When C. Laird was using the TD-Canada Trust bank machine in Chinatown on Vancouver’s Downtown Eastside, he was robbed. He asked the TD-Canada Trust if they would reimburse the money. Their answer was, “No.”

Laird is a low income diabetic living on Disability government assistance, but he is not without connections. He has served on the Board of the Carnegie Centre, a community centre and hub of left wing political organizing just a block from the TD-Canada Trust Bank. A number of individuals at Carnegie wrote letters to the TD-Canada Trust on Laird’s behalf requesting that they reconsider their decision. One was American ex-pat Jean Swanson, an organizer with the Carnegie Action Project (against homelessness and gentrification) and author of the book, “Poor Bashing: The Politics of Exclusion”. Sources believe a letter was also written by American ex-pat Paul Taylor, who for 30 years has been editing the Carnegie Newsletter which has a record of criticizing corporations.

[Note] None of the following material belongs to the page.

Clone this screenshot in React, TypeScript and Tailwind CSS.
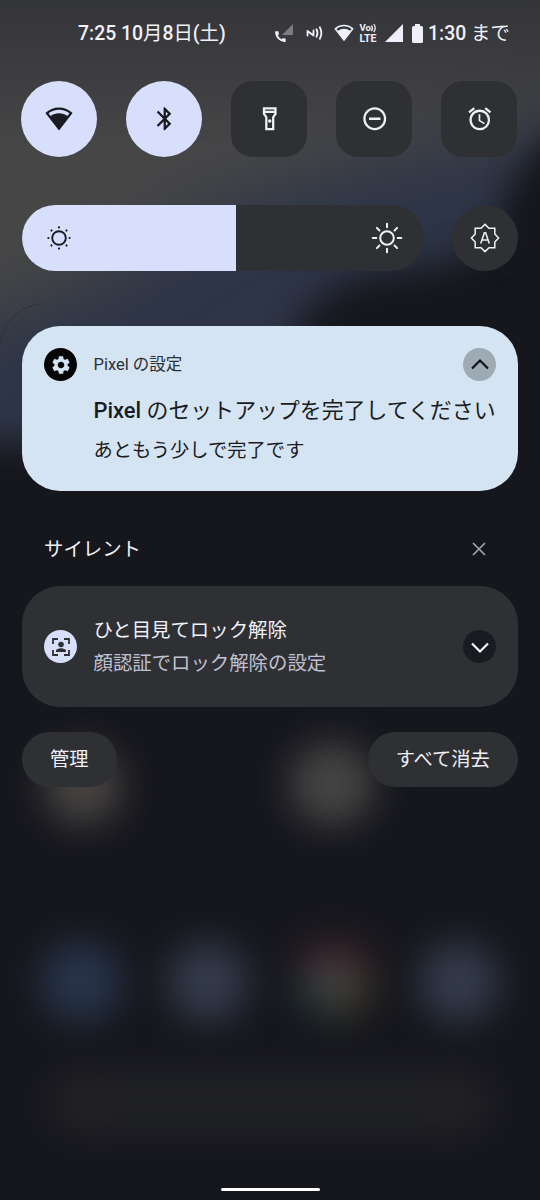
import React from 'react';
import {
  MdAlarm,
  MdBluetooth,
  MdOutlineFlashlightOn,
  MdRemoveCircleOutline,
  MdSettings,
} from 'react-icons/md';

interface IconProps {
  className?: string;
}

function WifiIcon({ className }: IconProps) {
  return (
    <svg viewBox="0 0 28 24" className={className}>
      <path
        fillRule="evenodd"
        fill="currentColor"
        d="M14 .4C8.8.4 4 2.4.4 6L14 23.6 27.6 6C24 2.400 19.200.4 14 .4ZM14 2.700c4 0 7.500 1.200 10.500 3.600l-2.100 2.700C20 7.200 17.200 6.200 14 6.200S8 7.200 5.600 9L3.500 6.300C6.500 3.900 10 2.700 14 2.700Z"
      />
    </svg>
  );
}

function CallSignalIcon() {
  return (
    <svg viewBox="0 0 20 20" className="h-5 w-5">
      <path d="M19 1v11H8z" fill="#7c7d81" />
      <path
        d="M2.200 9.200c0 4.800 3.800 8.700 8.600 8.700"
        fill="none"
        stroke="#eeeffa"
        strokeWidth="2"
      />
      <path d="M1.200 8.300h3.200l.6 3-2.200 1.600c-1-1.400-1.600-2.900-1.600-4.600ZM11.700 18.900v-3.200l-3-.6-1.600 2.100c1.400 1 2.900 1.600 4.600 1.700Z" fill="#eeeffa" />
    </svg>
  );
}

function NfcIcon() {
  return (
    <svg viewBox="0 0 18 16" className="h-4 w-[18px]" fill="none" stroke="#eeeffa" strokeWidth="1.800" strokeLinecap="round">
      <path d="M1.500 10.500V6l6 4.500V5.500" strokeLinejoin="round" />
      <path d="M10.500 4.200c1.300 2.400 1.300 5.200 0 7.600M13.800 2.200c2 3.700 2 7.900 0 11.600" />
    </svg>
  );
}

function VolteIcon() {
  return (
    <svg viewBox="0 -3 19 26" className="h-[26px] w-[19px] font-['Roboto',sans-serif]" fill="#eeeffa">
      <text x="0.500" y="8" fontSize="9.500" fontWeight="700" textLength="11.500" lengthAdjust="spacingAndGlyphs">Vo</text>
      <text x="0.500" y="18.800" fontSize="10.500" fontWeight="700" textLength="17" lengthAdjust="spacingAndGlyphs">LTE</text>
      <path d="M12.500 2.500c1.200 1.800 1.200 3.800 0 5.600M14.800 1c1.800 2.600 1.800 5.600 0 8.200" fill="none" stroke="#eeeffa" strokeWidth="1.300" />
    </svg>
  );
}

function StatusBar() {
  return (
    <div className="flex h-[66px] items-center pl-[78px] text-[19.400px] text-[#f1f1f8]">
      <span className="mt-0.5 w-[196px] whitespace-nowrap">
        <span className="font-medium">7:25 10</span>月<span className="font-medium">8</span>日
        <span className="font-medium">(</span>土<span className="font-medium">)</span>
      </span>
      <CallSignalIcon />
      <div className="ml-3">
        <NfcIcon />
      </div>
      <WifiIcon className="ml-2.5 h-[18px] w-5 text-[#eeeffa]" />
      <div className="ml-[5px]">
        <VolteIcon />
      </div>
      <svg viewBox="0 0 18 18" className="ml-[7px] h-[18px] w-[18px]" fill="#eeeffa">
        <path d="M18 0v18H0z" />
      </svg>
      <svg viewBox="0 0 11 19" className="ml-[9px] h-[19px] w-[11px]" fill="#eeeffa">
        <path d="M3 0h5v2h1.500Q11 2 11 3.500v14Q11 19 9.500 19h-8Q0 19 0 17.500v-14Q0 2 1.500 2H3z" />
      </svg>
      <span className="mt-0.5 ml-[5px] whitespace-nowrap">
        <span className="font-medium">1:30</span> まで
      </span>
    </div>
  );
}

interface TileProps {
  active?: boolean;
  children: React.ReactNode;
}

function Tile({ active, children }: TileProps) {
  return (
    <button
      className={
        active
          ? 'flex h-[76px] w-[76px] items-center justify-center rounded-full bg-[#d8dffd] text-[#191b20]'
          : 'flex h-[76px] w-[76px] items-center justify-center rounded-[22px] bg-[#2f3034] text-[#f0f0f7]'
      }
    >
      {children}
    </button>
  );
}

const ANGLES = [0, 45, 90, 135, 180, 225, 270, 315];

function BrightnessRow() {
  return (
    <div className="mt-12 flex items-center justify-between px-[22px]">
      <div className="flex h-[66px] w-[402px] overflow-hidden rounded-full bg-[#2f3034]">
        <div className="flex w-[213.500px] items-center bg-[#d8dffd] pl-[25px]">
          <svg viewBox="-12 -12 24 24" className="h-6 w-6 text-[#191b20]">
            <circle r="6.800" fill="none" stroke="currentColor" strokeWidth="1.900" />
            {ANGLES.map(a => (
              <circle key={a} cx="10.600" r="1.100" fill="currentColor" transform={`rotate(${a})`} />
            ))}
          </svg>
        </div>
        <div className="flex flex-1 items-center justify-end pr-[21px]">
          <svg viewBox="-16 -16 32 32" className="h-8 w-8" fill="none" stroke="#f0f0f7" strokeWidth="2" strokeLinecap="round">
            <circle r="6.800" />
            {ANGLES.map(a => (
              <path key={a} d="M10.700 0h3.600" transform={`rotate(${a})`} />
            ))}
          </svg>
        </div>
      </div>
      <button className="flex h-[66px] w-[66px] items-center justify-center rounded-full bg-[#2f3034]">
        <svg viewBox="-15 -15 30 30" className="h-[30px] w-[30px]" fill="none" stroke="#f0f0f7" strokeWidth="1.500">
          <path d="M0-13.600 4-9.800H9.800V-4L13.600 0 9.800 4V9.800H4L0 13.600-4 9.800H-9.800V4L-13.600 0-9.800-4V-9.800H-4Z" />
          <path d="M-4.300 5.500-.6-5.300H.6L4.300 5.500M-3 2H3" />
        </svg>
      </button>
    </div>
  );
}

function SetupCard() {
  return (
    <div className="mx-[22px] mt-[55px] flex h-[165px] items-start rounded-[38px] bg-[#d5e4f3] pt-[22px] pl-[22px] text-[#191c1f]">
      <div className="flex h-[33px] w-[33px] shrink-0 items-center justify-center rounded-full bg-[#060606]">
        <MdSettings size={22} color="#d5e4f3" />
      </div>
      <div className="ml-[16.500px] flex-1">
        <div className="flex h-[33px] items-center justify-between pr-[22px]">
          <span className="mt-0.5 text-[16.500px] text-[#2b3035]">Pixel の設定</span>
          <span className="flex h-[33px] w-[33px] items-center justify-center rounded-full bg-[#9faab4]">
            <svg viewBox="0 0 20 12" className="mb-0.5 h-3 w-5" fill="none" stroke="#111316" strokeWidth="2.200">
              <path d="m2 10.500 8-8 8 8" />
            </svg>
          </span>
        </div>
        <div className="mt-3.5 h-8 text-[21.900px] leading-8 whitespace-nowrap">
          <span className="font-medium">Pixel</span> のセットアップを完了してください
        </div>
        <div className="mt-2.5 h-7 text-[19.300px] leading-7">あともう少しで完了です</div>
      </div>
    </div>
  );
}

function FaceUnlockCard() {
  return (
    <div className="mx-[22px] mt-[22px] flex h-[121px] items-center rounded-[38px] bg-[#2f3034] px-[22px]">
      <div className="flex h-[33px] w-[33px] shrink-0 items-center justify-center rounded-full bg-[#d8dffd]">
        <svg viewBox="0 0 18 18" className="h-[18px] w-[18px]" fill="none" stroke="#2f3034" strokeWidth="1.800">
          <path d="M1 6V1h5M12 1h5v5M17 12v5h-5M6 17H1v-5" />
          <circle cx="9" cy="6.500" r="2.800" fill="#2f3034" stroke="none" />
          <path d="M4 14v-1c0-1.800 2.800-2.700 5-2.700s5 .9 5 2.700v1z" fill="#2f3034" stroke="none" />
        </svg>
      </div>
      <div className="ml-[16.500px] flex-1 text-[19.400px] leading-[33px]">
        <div className="text-[#f1f1f8]">ひと目見てロック解除</div>
        <div className="text-[#c0c1d0]">顔認証でロック解除の設定</div>
      </div>
      <span className="flex h-[33px] w-[33px] items-center justify-center rounded-full bg-[#191b20]">
        <svg viewBox="0 0 20 12" className="mt-0.5 h-3 w-5" fill="none" stroke="#f6f6fc" strokeWidth="2.200">
          <path d="m2 1.500 8 8 8-8" />
        </svg>
      </span>
    </div>
  );
}

// blurred home screen behind the shade
function Wallpaper() {
  return (
    <svg viewBox="0 0 540 1200" className="absolute inset-0 h-[1200px] w-[540px]">
      <defs>
        <filter id="soft" x="-50%" y="-50%" width="200%" height="200%" colorInterpolationFilters="sRGB">
          <feGaussianBlur stdDeviation="18" />
        </filter>
        <filter id="wide" x="-50%" y="-50%" width="200%" height="200%" colorInterpolationFilters="sRGB">
          <feGaussianBlur stdDeviation="34" />
        </filter>
        <linearGradient id="top" x1="0" y1="0" x2="0" y2="1">
          <stop offset="0" stopColor="#303136" stopOpacity=".8" />
          <stop offset="1" stopColor="#303136" stopOpacity="0" />
        </linearGradient>
      </defs>
      <rect width="540" height="1200" fill="#16171d" />
      <path d="M-80-80H640V110L550 130 512 190 494 240 440 264 350 278 305 310 285 360 120 440-80 444Z" fill="#2e3547" filter="url(#soft)" />
      <path d="M-120-120H700V75L540 125 360 165 210 210 100 280-120 365Z" fill="#464647" filter="url(#wide)" />
      <path d="M620 115 560 140 528 180 515 250H620Z" fill="#16171d" filter="url(#soft)" />
      <rect width="540" height="150" fill="url(#top)" />
      <path d="M0 345C3 322 18 306 42 304" fill="none" stroke="#23262e" strokeOpacity=".5" />
      <g filter="url(#soft)">
        <circle cx="83" cy="786" r="39" fill="#484442" />
        <circle cx="332" cy="784" r="42" fill="#464544" />
        <circle cx="81" cy="982" r="40" fill="#28354c" />
        <circle cx="208" cy="982" r="40" fill="#343b4c" />
        <path d="M294 975a40 40 0 0 1 76-12l-38 18z" fill="#3c2329" />
        <path d="M370 963a40 40 0 0 1-36 58l-2-40z" fill="#3b3529" />
        <path d="M294 975a40 40 0 0 0 40 46l-2-40z" fill="#213531" />
        <circle cx="332" cy="981" r="19" fill="#46484c" />
        <circle cx="459" cy="982" r="40" fill="#343b4c" />
        <rect x="50" y="1072" width="442" height="62" rx="31" fill="#202125" />
        <circle cx="78" cy="1103" r="17" fill="#272427" />
        <circle cx="455" cy="1103" r="20" fill="#232326" />
      </g>
    </svg>
  );
}

export default function App() {
  return (
    <div className="relative h-[1200px] w-[540px] overflow-hidden bg-[#16171d] font-['Roboto','Noto_Sans_CJK_JP',sans-serif]">
      <Wallpaper />
      <div className="relative flex h-full flex-col">
        <StatusBar />
        <div className="mt-[15px] flex justify-between pr-[22.600px] pl-[21.400px]">
          <Tile active>
            <WifiIcon className="h-6 w-7" />
          </Tile>
          <Tile active>
            <MdBluetooth size={27.5} />
          </Tile>
          <Tile>
            <MdOutlineFlashlightOn size={27.5} />
          </Tile>
          <Tile>
            <MdRemoveCircleOutline size={27.5} />
          </Tile>
          <Tile>
            <MdAlarm size={27.5} />
          </Tile>
        </div>
        <BrightnessRow />
        <SetupCard />
        <div className="mt-[43px] flex h-[30px] items-center justify-between pr-[54px] pl-11 text-[#f1f1f8]">
          <span className="mt-0.5 text-[19.400px]">サイレント</span>
          <svg viewBox="0 0 14 14" className="h-3.5 w-3.5" stroke="#a2a3a6" strokeWidth="1.700">
            <path d="m1 1 12 12M13 1 1 13" />
          </svg>
        </div>
        <FaceUnlockCard />
        <div className="mt-[25px] flex justify-between px-[22px] text-[19.250px] text-[#f1f1f8]">
          <button className="h-[55px] w-[94.500px] rounded-full bg-[#2f3034] pt-0.5">管理</button>
          <button className="h-[55px] w-[150.500px] rounded-full bg-[#2f3034] pt-0.5">すべて消去</button>
        </div>
        <div className="mt-auto mb-[9px] h-[3px] w-[99px] self-center rounded-full bg-white" />
      </div>
    </div>
  );
}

Another letter was written to the TD-Canada Trust by Carnegie Director Ethel Whitty, who has been accused by Downtown Eastside residents in recent months of attempting to constrict their right to freedom of expression. In January, Whitty and her staff barred a local homeless man, Bill Simpson, from the Carnegie Learning Centre for allegedly blogging for the Downtown Eastside Enquirer. The DTES Enquirer has been known to criticize inefficiencies and left wing politics at Carnegie.

Freedom of expression practiced by Whitty and other Carnegie workers in response to the decision about Laird by one of Canada’s largest banks, worked though. The TD-Canada Trust reimbursed Laird his money and sent him a letter apologizing for the inconvenience.